In contrast, accessing the i-th element of a linked list requires jumping through pointers from the head one by one, resulting in O(n).
Operational Complexity
| Operation | Time Complexity | Rationale |
|---|---|---|
Random Access arr[i] |
O(1) | Direct address calculation |
| Insertion (Head/Middle) | O(n) | Requires shifting elements back |
| Append (at Tail) | O(1) amortized | Direct write (assuming space exists) |
| Deletion (Middle) | O(n) | Requires shifting elements forward to fill the gap |
| Search (Unsorted) | O(n) | Must compare elements one by one |
Two Pointers Technique
Two pointers is one of the most common techniques for solving array problems. It generally falls into two categories:
Collision Pointers (Moving from Ends to Middle)
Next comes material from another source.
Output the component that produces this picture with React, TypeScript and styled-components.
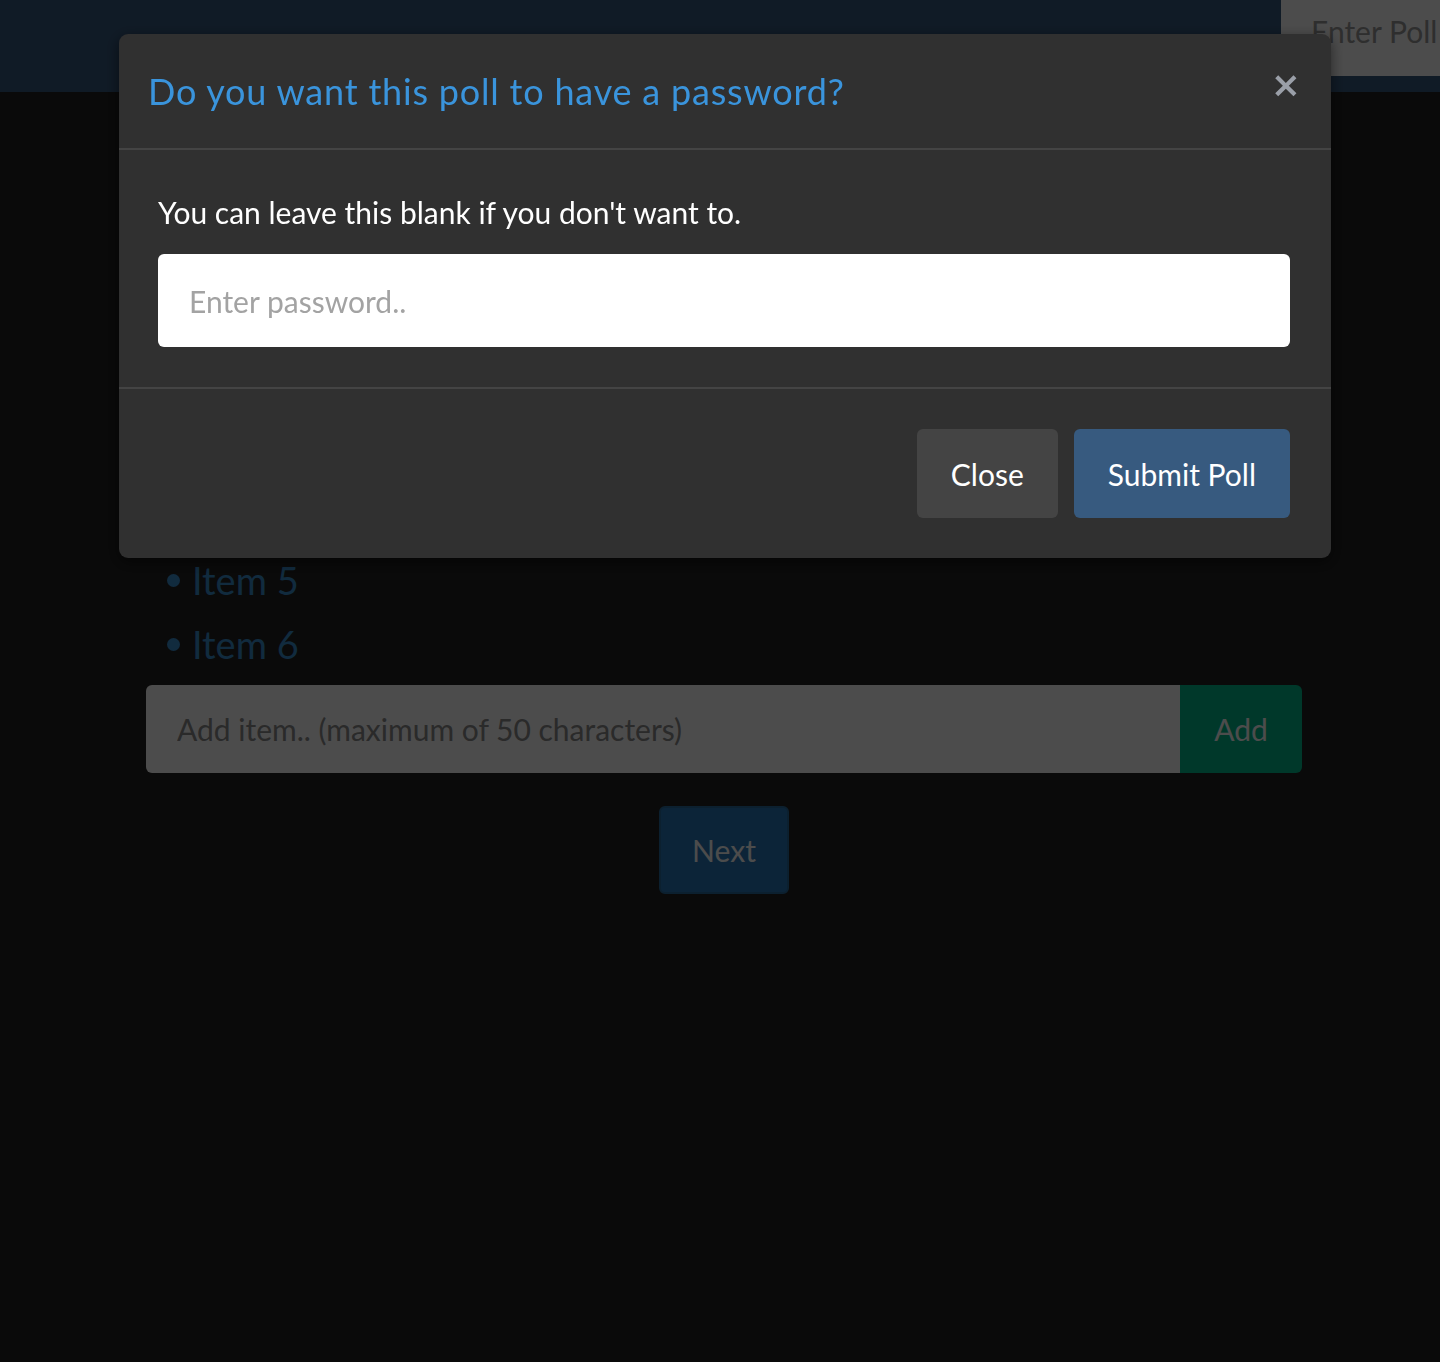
import React from 'react'
import styled, { createGlobalStyle } from 'styled-components'

const GlobalStyle = createGlobalStyle`
  html, body {
    margin: 0;
    padding: 0;
    background: #222;
    font-family: Lato, 'Noto Sans', sans-serif;
  }
  * { box-sizing: border-box; }
`

const Page = styled.div`
  min-height: 1362px;
  background: #222;
`

const Navbar = styled.nav`
  height: 92px;
  background: #375a7f;
  display: flex;
  justify-content: flex-end;
  align-items: flex-start;
  overflow: hidden;
`

const PollIdInput = styled.input`
  width: 300px;
  height: 76px;
  margin-right: -141px;
  border: none;
  background: #fff;
  padding: 0 30px 14px;
  font-family: inherit;
  font-size: 30px;
  color: #222;
  outline: none;
  &::placeholder { color: #9a9a9a; }
`

const Main = styled.main`
  width: 1156px;
  margin-left: 146px;
  padding-top: 200px;
  display: flex;
  flex-direction: column;
`

const ItemList = styled.ul`
  margin: 0 0 9px;
  padding: 0 0 0 21px;
  list-style: none;
`

const Item = styled.li`
  display: flex;
  align-items: center;
  gap: 12px;
  height: 64px;
  font-size: 38px;
  color: #3a8fd0;
  &::before {
    content: '';
    width: 13px;
    height: 13px;
    border-radius: 50%;
    background: currentColor;
  }
`

const AddRow = styled.div`
  display: flex;
  height: 88px;
  border-radius: 6px;
  overflow: hidden;
`

const AddInput = styled.input`
  flex: 1;
  border: none;
  background: #fff;
  padding: 0 31px;
  font-family: inherit;
  font-size: 30px;
  outline: none;
  &::placeholder { color: #8c8c8c; }
`

const AddButton = styled.button`
  width: 122px;
  border: none;
  background: #00bc8c;
  color: #fff;
  font-family: inherit;
  font-size: 30px;
`

const NextButton = styled.button`
  align-self: center;
  margin-top: 33px;
  width: 130px;
  height: 88px;
  border: 2px solid #2b6d9e;
  border-radius: 6px;
  background: #2a7abb;
  color: #fff;
  font-family: inherit;
  font-size: 30px;
`

const Backdrop = styled.div`
  position: fixed;
  inset: 0;
  background: rgba(0, 0, 0, 0.7);
`

const ModalLayer = styled.div`
  position: fixed;
  inset: 0;
  padding: 34px 0 0 119px;
`

const Modal = styled.div`
  width: 1212px;
  background: #303030;
  border-radius: 9px;
  box-shadow: 0 4px 14px rgba(0, 0, 0, 0.5);
  display: flex;
  flex-direction: column;
`

const ModalHeader = styled.div`
  height: 116px;
  padding: 0 30px 0 29px;
  display: flex;
  align-items: center;
  justify-content: space-between;
  border-bottom: 2px solid #444;
`

const Title = styled.h5`
  margin: 0;
  font-size: 36px;
  font-weight: 400;
  color: #3a94dc;
  letter-spacing: 0.8px;
`

const CloseX = styled.button`
  border: none;
  background: none;
  padding: 0;
  margin-top: -14px;
  font-family: 'DejaVu Sans', sans-serif;
  font-size: 36px;
  font-weight: 700;
  color: #9a9fa8;
`

const ModalBody = styled.div`
  padding: 44px 41px 40px 39px;
  display: flex;
  flex-direction: column;
  gap: 24px;
  border-bottom: 2px solid #444;
`

const Hint = styled.p`
  margin: 0;
  font-size: 30px;
  color: #fff;
`

const PasswordInput = styled.input`
  height: 93px;
  border: none;
  border-radius: 6px;
  background: #fff;
  padding: 0 31px;
  font-family: inherit;
  font-size: 30px;
  outline: none;
  &::placeholder { color: #a3a3a3; }
`

const ModalFooter = styled.div`
  padding: 40px 41px 40px;
  display: flex;
  justify-content: flex-end;
  gap: 16px;
`

const FooterButton = styled.button<{ $primary?: boolean }>`
  height: 89px;
  padding: 0 34px;
  border: none;
  border-radius: 6px;
  background: ${p => (p.$primary ? '#375a7f' : '#444')};
  color: #fff;
  font-family: inherit;
  font-size: 30px;
`

const App = () => {
  return (
    <>
      <GlobalStyle />
      <Page>
        <Navbar>
          <PollIdInput placeholder='Enter Poll ID' />
        </Navbar>
        <Main>
          <ItemList>
            {[1, 2, 3, 4, 5, 6].map(n => (
              <Item key={n}>Item {n}</Item>
            ))}
          </ItemList>
          <AddRow>
            <AddInput placeholder='Add item.. (maximum of 50 characters)' />
            <AddButton>Add</AddButton>
          </AddRow>
          <NextButton>Next</NextButton>
        </Main>
      </Page>
      <Backdrop />
      <ModalLayer>
        <Modal>
          <ModalHeader>
            <Title>Do you want this poll to have a password?</Title>
            <CloseX>×</CloseX>
          </ModalHeader>
          <ModalBody>
            <Hint>You can leave this blank if you don't want to.</Hint>
            <PasswordInput placeholder='Enter password..' />
          </ModalBody>
          <ModalFooter>
            <FooterButton>Close</FooterButton>
            <FooterButton $primary>Submit Poll</FooterButton>
          </ModalFooter>
        </Modal>
      </ModalLayer>
    </>
  )
}

export default App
Use Case: Sorted arrays, when searching for a pair of elements that satisfy a specific condition.
Classic Problems: Two Sum (Sorted version), Three Sum, Trapping Rain Water, Palindrome check.
// Two Sum (Sorted Array version)
// Time: O(n), Space: O(1)
int[] twoSum(int[] nums, int target) {
int left = 0, right = nums.length - 1;
while (left < right) {
int sum = nums[left] + nums[right];
if (sum == target) return new int[]{left, right};
else if (sum < target) left++; // Sum too small, move left pointer right (increase)
else right--; // Sum too large, move right pointer left (decrease)
}
return new int[]{};
}
Intuition: In a sorted array, the smallest values are at the left and the largest at the right. By moving pointers inward based on the current sum, we eliminate one candidate per step, reaching the target in O(n).
Fast & Slow Pointers (Moving in Same Direction)
Use Case: Deduplication, element removal, finding midpoints. Usually used to "overwrite" unwanted elements in-place.
// Remove all occurrences of 'val' in-place, return new length
// Time: O(n), Space: O(1)
int removeElement(int[] nums, int val) {
int slow = 0; // 'slow' points to the next available position for a valid element
for (int fast = 0; fast < nums.length; fast++) {
if (nums[fast] != val) {
nums[slow++] = nums[fast]; // Move valid element to the 'slow' position
}
// Skip 'fast' when it hits 'val', while 'slow' stays put
}
return slow; // 'slow' represents the new length of the valid subarray
}
Initial: [3, 2, 2, 3], val = 3
fast=0: nums[0]=3=val, skip
fast=1: nums[1]=2≠val, nums[0]=2, slow=1
fast=2: nums[2]=2≠val, nums[1]=2, slow=2
fast=3: nums[3]=3=val, skip
Result: [2, 2, ?, ?], returns 2
Sliding Window
Sliding Window is the go-to technique for contiguous subarray problems, reducing brute force O(n²) to O(n).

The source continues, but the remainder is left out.